Really interesting. As well he seems to re-derive and implementation of Forth.
In episode 6, Right under the diagran for Crema di Marscapone he has a formula.
Does anyone that uses Forth know if it has that circle-plus operator? It seems to really lend to conciseness - and I hadn't remembered anything like it last time I looked at Forth.
It’s not surprising—there’s a deep relationship among concatenative languages, Hughes’ arrows, combinator calculus, category theory, linear algebra, logic, even topology. I haven’t read through this but I guess the ⊕ operator would be “* * *” (parallel composition) in arrow notation; in Haskell it has the type “Arrow a ⇒ a b c → a b′ c′ → a (b, b′) (c, c′)”, or “(b → c) → (b′ → c′) → (b, b′) → (c, c′)” specialised to the function arrow.

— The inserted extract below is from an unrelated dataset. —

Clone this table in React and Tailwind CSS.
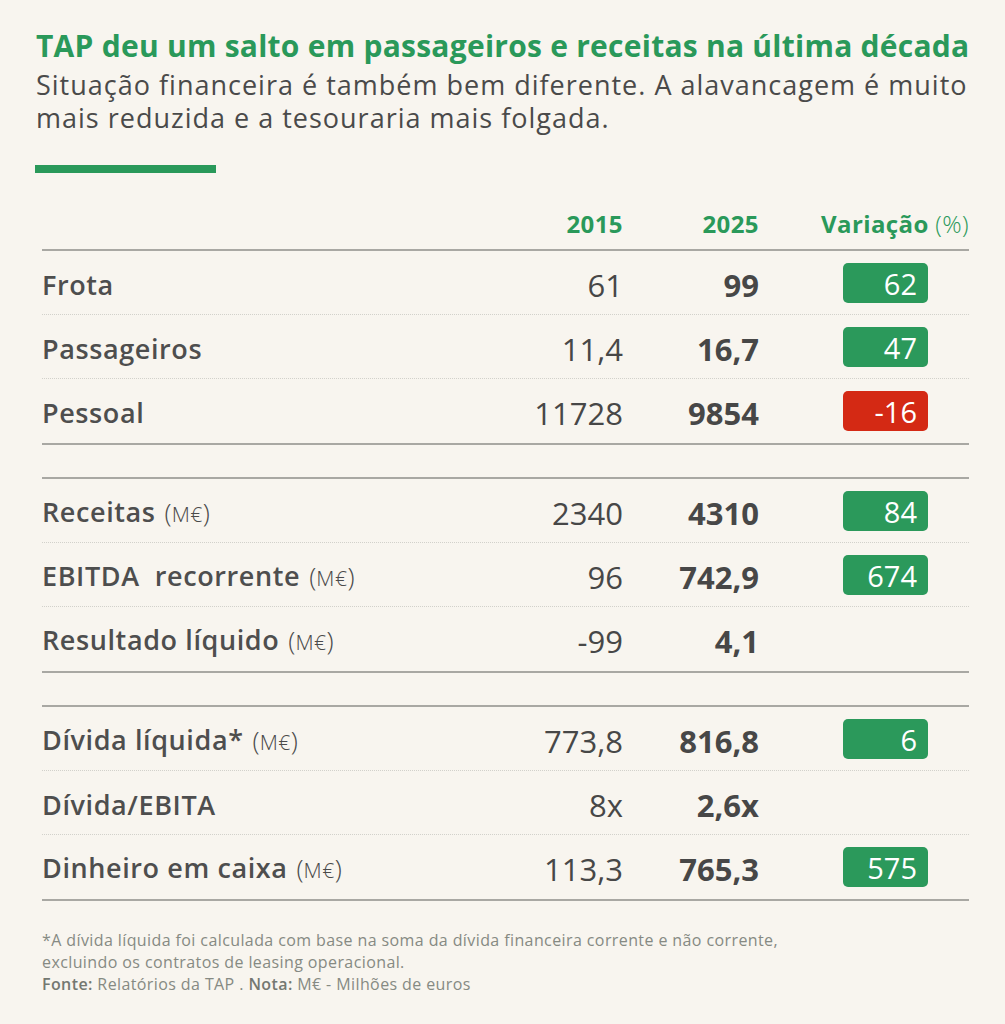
import React from "react";

const groups = [
  [
    { label: "Frota", a: "61", b: "99", v: "62", tone: "up" },
    { label: "Passageiros", a: "11,4", b: "16,7", v: "47", tone: "up" },
    { label: "Pessoal", a: "11728", b: "9854", v: "-16", tone: "down" },
  ],
  [
    { label: "Receitas", unit: true, a: "2340", b: "4310", v: "84", tone: "up" },
    { label: "EBITDA\u00a0 recorrente", unit: true, a: "96", b: "742,9", v: "674", tone: "up" },
    { label: "Resultado líquido", unit: true, a: "-99", b: "4,1" },
  ],
  [
    { label: "Dívida líquida*", unit: true, a: "773,8", b: "816,8", v: "6", tone: "up" },
    { label: "Dívida/EBITA", a: "8x", b: "2,6x" },
    { label: "Dinheiro em caixa", unit: true, a: "113,3", b: "765,3", v: "575", tone: "up" },
  ],
];

// "(M€)" with tall parens and a smaller unit
const Unit = () => (
  <span className="ml-[9px] font-light text-[26px] tracking-normal text-[#4a4a4a]">
    (<span className="text-[21px] tracking-[0.5px]">M€</span>)
  </span>
);

const Row = ({ row, last }) => (
  <div
    className={
      "grid grid-cols-[1fr_120px_136px_210px] items-center h-[64px] text-[#474747] " +
      (last ? "" : "border-b border-dotted border-[#d2d1cb]")
    }
  >
    <div className="text-[27px] leading-[40px] font-semibold text-[#4e4e4e] tracking-[0.6px] pt-[4px]">
      {row.label}
      {row.unit && <Unit />}
    </div>
    <div className="text-right text-[31px] leading-[40px] font-normal pt-[4px]">{row.a}</div>
    <div className="text-right text-[31px] leading-[40px] font-bold pt-[4px]">{row.b}</div>
    <div className="flex justify-end pr-[41px]">
      {row.v && (
        <div
          className={
            "w-[85px] h-[40px] rounded-[5px] flex items-center justify-end pr-[11px] pt-[2px] text-white text-[29px] font-normal " +
            (row.tone === "down" ? "bg-[#d42914]" : "bg-[#2b995b]")
          }
        >
          {row.v}
        </div>
      )}
    </div>
  </div>
);

export default function App() {
  return (
    <div
      className="w-[1005px] h-[1024px] bg-[#f8f5ef] pt-[28px] pl-[36px] pr-[36px]"
      style={{ fontFamily: "'Open Sans', 'Noto Sans', sans-serif" }}
    >
      <h1 className="text-[30px] leading-[36px] font-bold text-[#2a995a] tracking-[0.25px] whitespace-nowrap">
        TAP deu um salto em passageiros e receitas na última década
      </h1>
      <p className="mt-[4px] text-[27px] leading-[33px] text-[#4a4a4a] font-normal tracking-[1px] whitespace-nowrap">
        Situação financeira é também bem diferente. A alavancagem é muito
        <br />
        mais reduzida e a tesouraria mais folgada.
      </p>
      <div className="mt-[31px] w-[181px] h-[8px] bg-[#2a995a] -ml-px" />

      <div className="ml-[6px] mt-[36px]">
        <div className="grid grid-cols-[1fr_120px_136px_210px] items-end pb-[10px] border-b-2 border-[#a9a8a3] text-[24px] leading-[30px] font-bold tracking-[0.4px] text-[#2a995a]">
          <div />
          <div className="text-right">2015</div>
          <div className="text-right">2025</div>
          <div className="text-right">
            Variação <span className="font-light">(%)</span>
          </div>
        </div>

        {groups.map((g, gi) => (
          <div
            key={gi}
            className={
              "border-b-2 border-[#a9a8a3] " + (gi > 0 ? "border-t-2 mt-[32px]" : "")
            }
          >
            {g.map((row, ri) => (
              <Row key={ri} row={row} last={ri === g.length - 1} />
            ))}
          </div>
        ))}

        <div className="mt-[28px] text-[16px] leading-[22px] tracking-[0.4px] text-[#868a83]">
          <p>
            *A dívida líquida foi calculada com base na soma da dívida financeira corrente e não corrente,
            <br />
            excluindo os contratos de leasing operacional.
          </p>
          <p>
            <span className="font-semibold text-[#747871]">Fonte:</span> Relatórios da TAP .{" "}
            <span className="font-semibold text-[#747871]">Nota:</span> M€ - Milhões de euros
          </p>
        </div>
      </div>
    </div>
  );
}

I've been looking for a categorical take on neural networks and have found nothing, and this might get me started into translating some existing NN papers to CT.
I think the major difference is this notation has the count of loose wires corresponding to dimension, and Penrose notation has the count of loose wires corresponding to tensor valence.
Here, a diagram with 1L and 2R wires corresponds to a 2d-vector, in Penrose's notation it would correspond to a (1,2) tensor that takes kd-vectors to kXk matrices.
But... they certainly have a similar feel. I wonder if you could build up the Penrose notation out of this.
The structure is more obviously modular and the algebraic laws become topological phenomena, which makes it easier to consider more complicated structures than vector spaces.